-- BEGIN Recorded data --

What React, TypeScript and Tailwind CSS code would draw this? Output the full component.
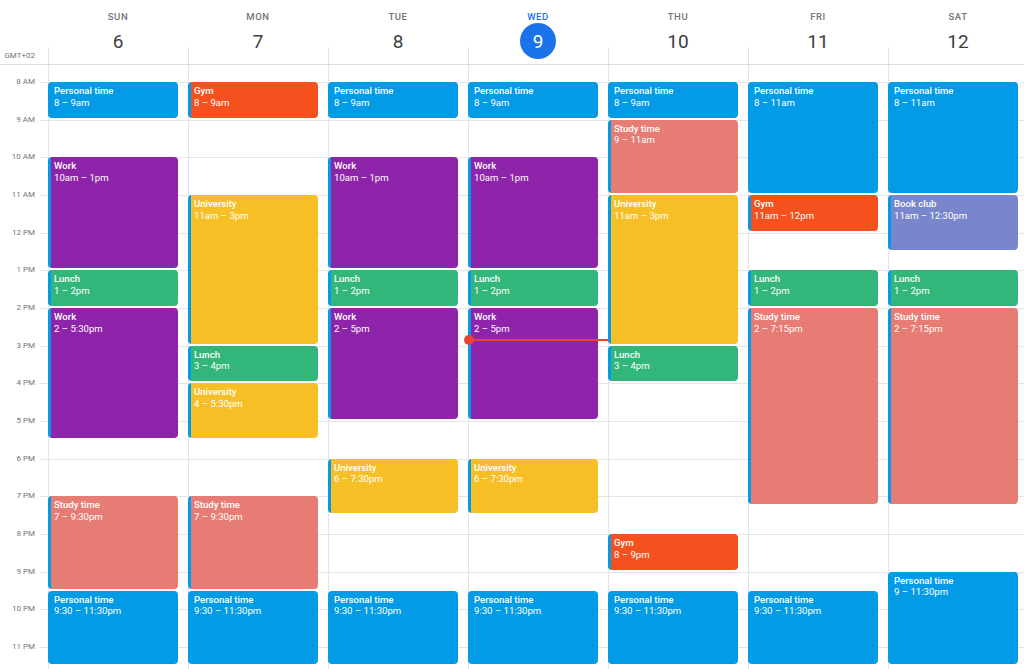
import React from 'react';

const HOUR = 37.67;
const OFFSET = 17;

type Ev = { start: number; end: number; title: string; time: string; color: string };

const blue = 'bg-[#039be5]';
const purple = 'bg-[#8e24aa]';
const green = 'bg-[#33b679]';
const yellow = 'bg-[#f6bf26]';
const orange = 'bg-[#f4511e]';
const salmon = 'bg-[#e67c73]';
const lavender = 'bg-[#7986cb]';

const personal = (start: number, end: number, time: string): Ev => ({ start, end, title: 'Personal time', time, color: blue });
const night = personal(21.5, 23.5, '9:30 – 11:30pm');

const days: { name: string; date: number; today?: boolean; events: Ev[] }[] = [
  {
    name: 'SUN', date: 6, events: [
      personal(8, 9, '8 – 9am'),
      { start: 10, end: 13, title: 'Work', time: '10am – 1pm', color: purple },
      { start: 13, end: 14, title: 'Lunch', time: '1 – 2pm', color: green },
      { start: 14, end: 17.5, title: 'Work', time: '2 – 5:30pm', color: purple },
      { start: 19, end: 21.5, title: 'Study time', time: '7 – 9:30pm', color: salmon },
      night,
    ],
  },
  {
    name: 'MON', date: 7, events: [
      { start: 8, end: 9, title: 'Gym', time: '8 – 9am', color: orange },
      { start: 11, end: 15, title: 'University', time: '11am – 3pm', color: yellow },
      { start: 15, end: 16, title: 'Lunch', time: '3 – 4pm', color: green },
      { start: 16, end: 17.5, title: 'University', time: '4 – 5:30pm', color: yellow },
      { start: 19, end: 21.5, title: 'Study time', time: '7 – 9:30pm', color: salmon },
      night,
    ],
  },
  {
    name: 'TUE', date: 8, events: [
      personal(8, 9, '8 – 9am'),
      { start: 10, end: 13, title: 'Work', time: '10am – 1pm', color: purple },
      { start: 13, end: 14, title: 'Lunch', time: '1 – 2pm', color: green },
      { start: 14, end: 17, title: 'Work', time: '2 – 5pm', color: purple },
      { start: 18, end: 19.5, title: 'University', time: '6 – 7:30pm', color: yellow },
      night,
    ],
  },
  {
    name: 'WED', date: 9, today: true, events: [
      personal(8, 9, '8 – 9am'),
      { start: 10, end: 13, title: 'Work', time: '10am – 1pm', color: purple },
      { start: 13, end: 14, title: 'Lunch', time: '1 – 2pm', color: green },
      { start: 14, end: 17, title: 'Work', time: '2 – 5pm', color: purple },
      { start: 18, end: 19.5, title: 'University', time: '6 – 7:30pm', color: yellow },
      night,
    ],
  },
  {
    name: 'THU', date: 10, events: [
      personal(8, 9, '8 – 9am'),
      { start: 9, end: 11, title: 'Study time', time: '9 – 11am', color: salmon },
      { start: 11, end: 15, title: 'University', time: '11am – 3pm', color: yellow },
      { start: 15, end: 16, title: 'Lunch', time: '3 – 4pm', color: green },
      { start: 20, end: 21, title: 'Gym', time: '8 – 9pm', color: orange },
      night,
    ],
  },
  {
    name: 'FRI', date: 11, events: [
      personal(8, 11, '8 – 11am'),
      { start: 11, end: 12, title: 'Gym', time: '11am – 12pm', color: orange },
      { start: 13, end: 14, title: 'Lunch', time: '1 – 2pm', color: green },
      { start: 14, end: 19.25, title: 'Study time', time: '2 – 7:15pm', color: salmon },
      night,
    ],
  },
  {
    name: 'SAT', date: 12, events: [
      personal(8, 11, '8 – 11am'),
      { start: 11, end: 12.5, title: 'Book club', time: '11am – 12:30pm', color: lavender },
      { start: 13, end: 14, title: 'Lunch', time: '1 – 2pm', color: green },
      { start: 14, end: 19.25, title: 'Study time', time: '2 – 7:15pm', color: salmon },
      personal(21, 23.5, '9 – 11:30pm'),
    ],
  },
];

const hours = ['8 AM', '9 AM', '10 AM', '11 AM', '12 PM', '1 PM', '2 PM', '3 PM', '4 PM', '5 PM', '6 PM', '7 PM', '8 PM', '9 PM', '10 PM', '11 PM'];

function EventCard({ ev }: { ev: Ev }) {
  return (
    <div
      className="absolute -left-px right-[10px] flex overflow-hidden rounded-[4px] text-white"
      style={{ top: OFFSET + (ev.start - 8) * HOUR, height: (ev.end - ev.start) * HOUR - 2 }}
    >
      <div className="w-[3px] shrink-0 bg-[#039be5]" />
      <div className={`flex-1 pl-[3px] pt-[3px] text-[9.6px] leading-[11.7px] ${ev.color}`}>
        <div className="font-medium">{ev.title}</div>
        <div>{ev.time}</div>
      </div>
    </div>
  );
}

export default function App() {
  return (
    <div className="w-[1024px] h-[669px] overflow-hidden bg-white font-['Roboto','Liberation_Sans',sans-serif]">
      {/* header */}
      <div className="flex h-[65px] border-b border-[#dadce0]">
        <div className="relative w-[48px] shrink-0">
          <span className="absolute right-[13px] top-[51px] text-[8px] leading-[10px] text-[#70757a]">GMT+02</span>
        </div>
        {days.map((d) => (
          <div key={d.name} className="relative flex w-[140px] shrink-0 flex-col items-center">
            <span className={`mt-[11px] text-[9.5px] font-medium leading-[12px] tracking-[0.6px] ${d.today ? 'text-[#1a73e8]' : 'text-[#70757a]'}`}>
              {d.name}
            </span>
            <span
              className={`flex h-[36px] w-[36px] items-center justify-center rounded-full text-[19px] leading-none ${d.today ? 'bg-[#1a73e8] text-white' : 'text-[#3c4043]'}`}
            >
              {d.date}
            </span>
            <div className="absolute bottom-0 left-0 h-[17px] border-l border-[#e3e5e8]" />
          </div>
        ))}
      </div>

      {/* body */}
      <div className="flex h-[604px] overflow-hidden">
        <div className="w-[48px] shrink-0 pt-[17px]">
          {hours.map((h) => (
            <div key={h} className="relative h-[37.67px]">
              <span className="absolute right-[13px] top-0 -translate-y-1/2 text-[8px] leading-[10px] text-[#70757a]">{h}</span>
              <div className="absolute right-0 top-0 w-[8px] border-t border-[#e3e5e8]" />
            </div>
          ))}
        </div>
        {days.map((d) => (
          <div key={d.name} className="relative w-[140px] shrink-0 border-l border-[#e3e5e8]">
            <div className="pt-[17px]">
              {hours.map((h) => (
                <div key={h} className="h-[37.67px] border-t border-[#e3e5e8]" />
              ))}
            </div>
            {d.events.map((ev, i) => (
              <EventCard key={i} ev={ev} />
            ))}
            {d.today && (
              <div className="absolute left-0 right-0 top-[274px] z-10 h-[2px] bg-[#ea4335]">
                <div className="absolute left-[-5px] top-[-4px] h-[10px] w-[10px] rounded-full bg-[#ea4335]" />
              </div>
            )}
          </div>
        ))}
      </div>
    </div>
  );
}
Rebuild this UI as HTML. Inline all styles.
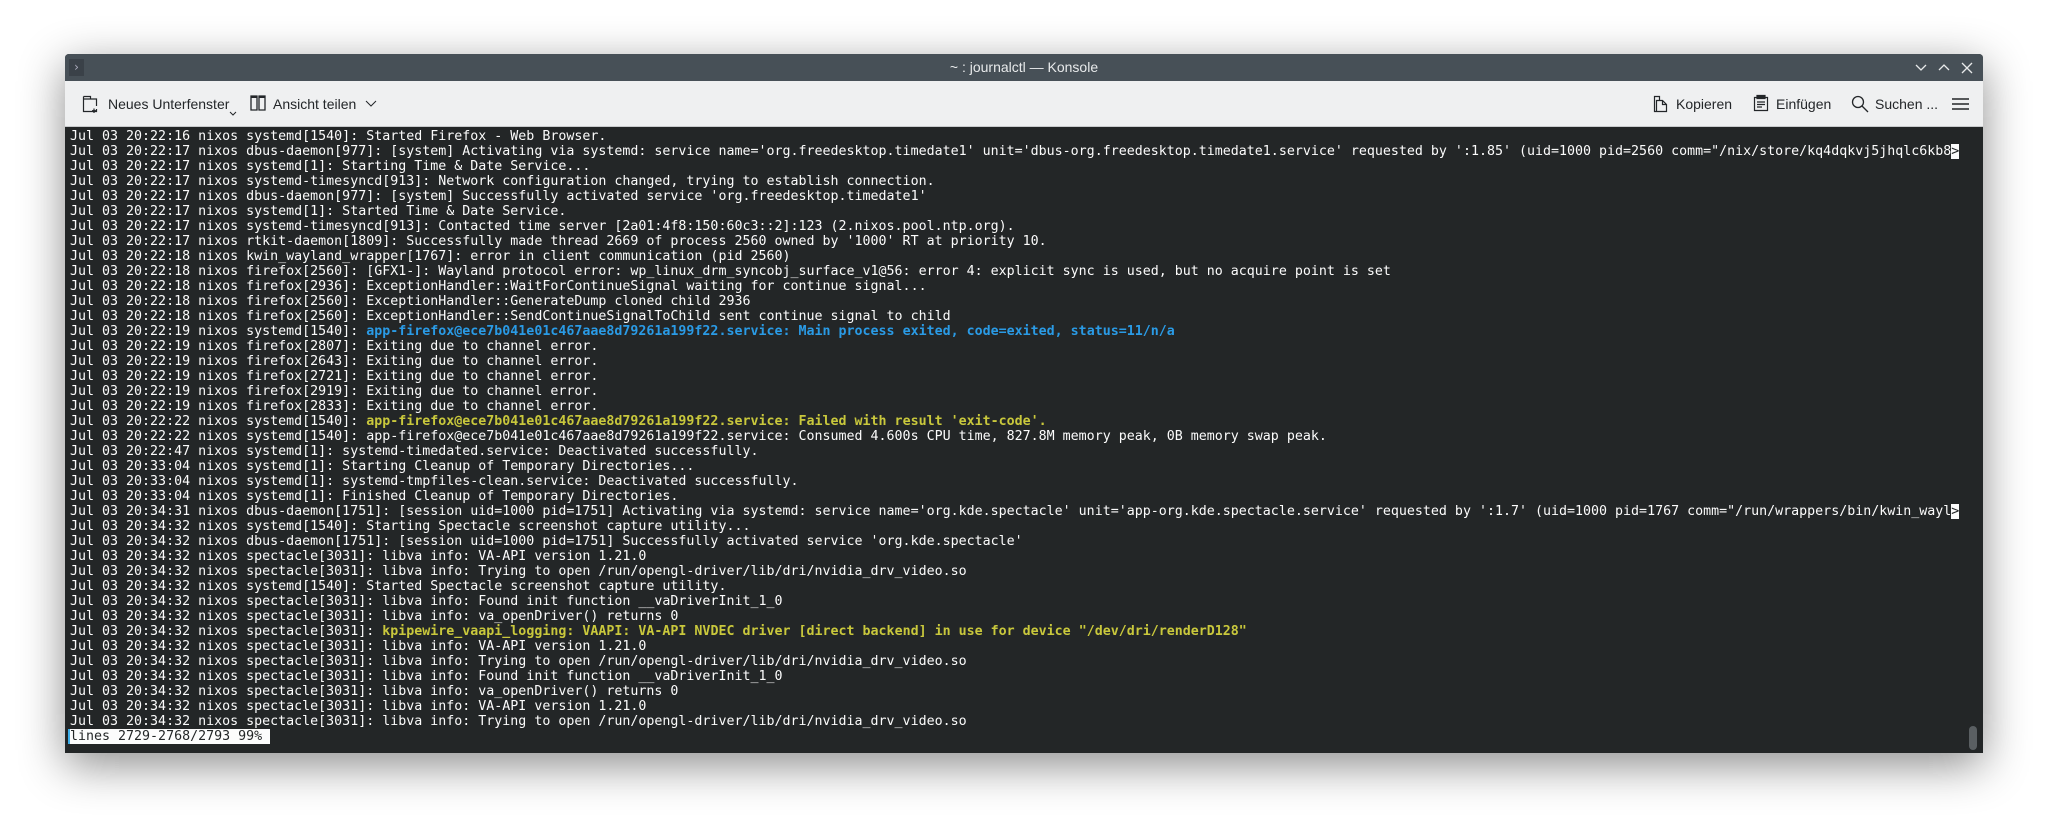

-- END Recorded data --

_To do_: Could you repeat exactly the lines from the first one of the records above through the line containing "const night = personal(21.5, 23.5, '9:30", leaving out any pictures?

_Solution for this exercise_:
What React, TypeScript and Tailwind CSS code would draw this? Output the full component.
import React from 'react';

const HOUR = 37.67;
const OFFSET = 17;

type Ev = { start: number; end: number; title: string; time: string; color: string };

const blue = 'bg-[#039be5]';
const purple = 'bg-[#8e24aa]';
const green = 'bg-[#33b679]';
const yellow = 'bg-[#f6bf26]';
const orange = 'bg-[#f4511e]';
const salmon = 'bg-[#e67c73]';
const lavender = 'bg-[#7986cb]';

const personal = (start: number, end: number, time: string): Ev => ({ start, end, title: 'Personal time', time, color: blue });
const night = personal(21.5, 23.5, '9:30 – 11:30pm');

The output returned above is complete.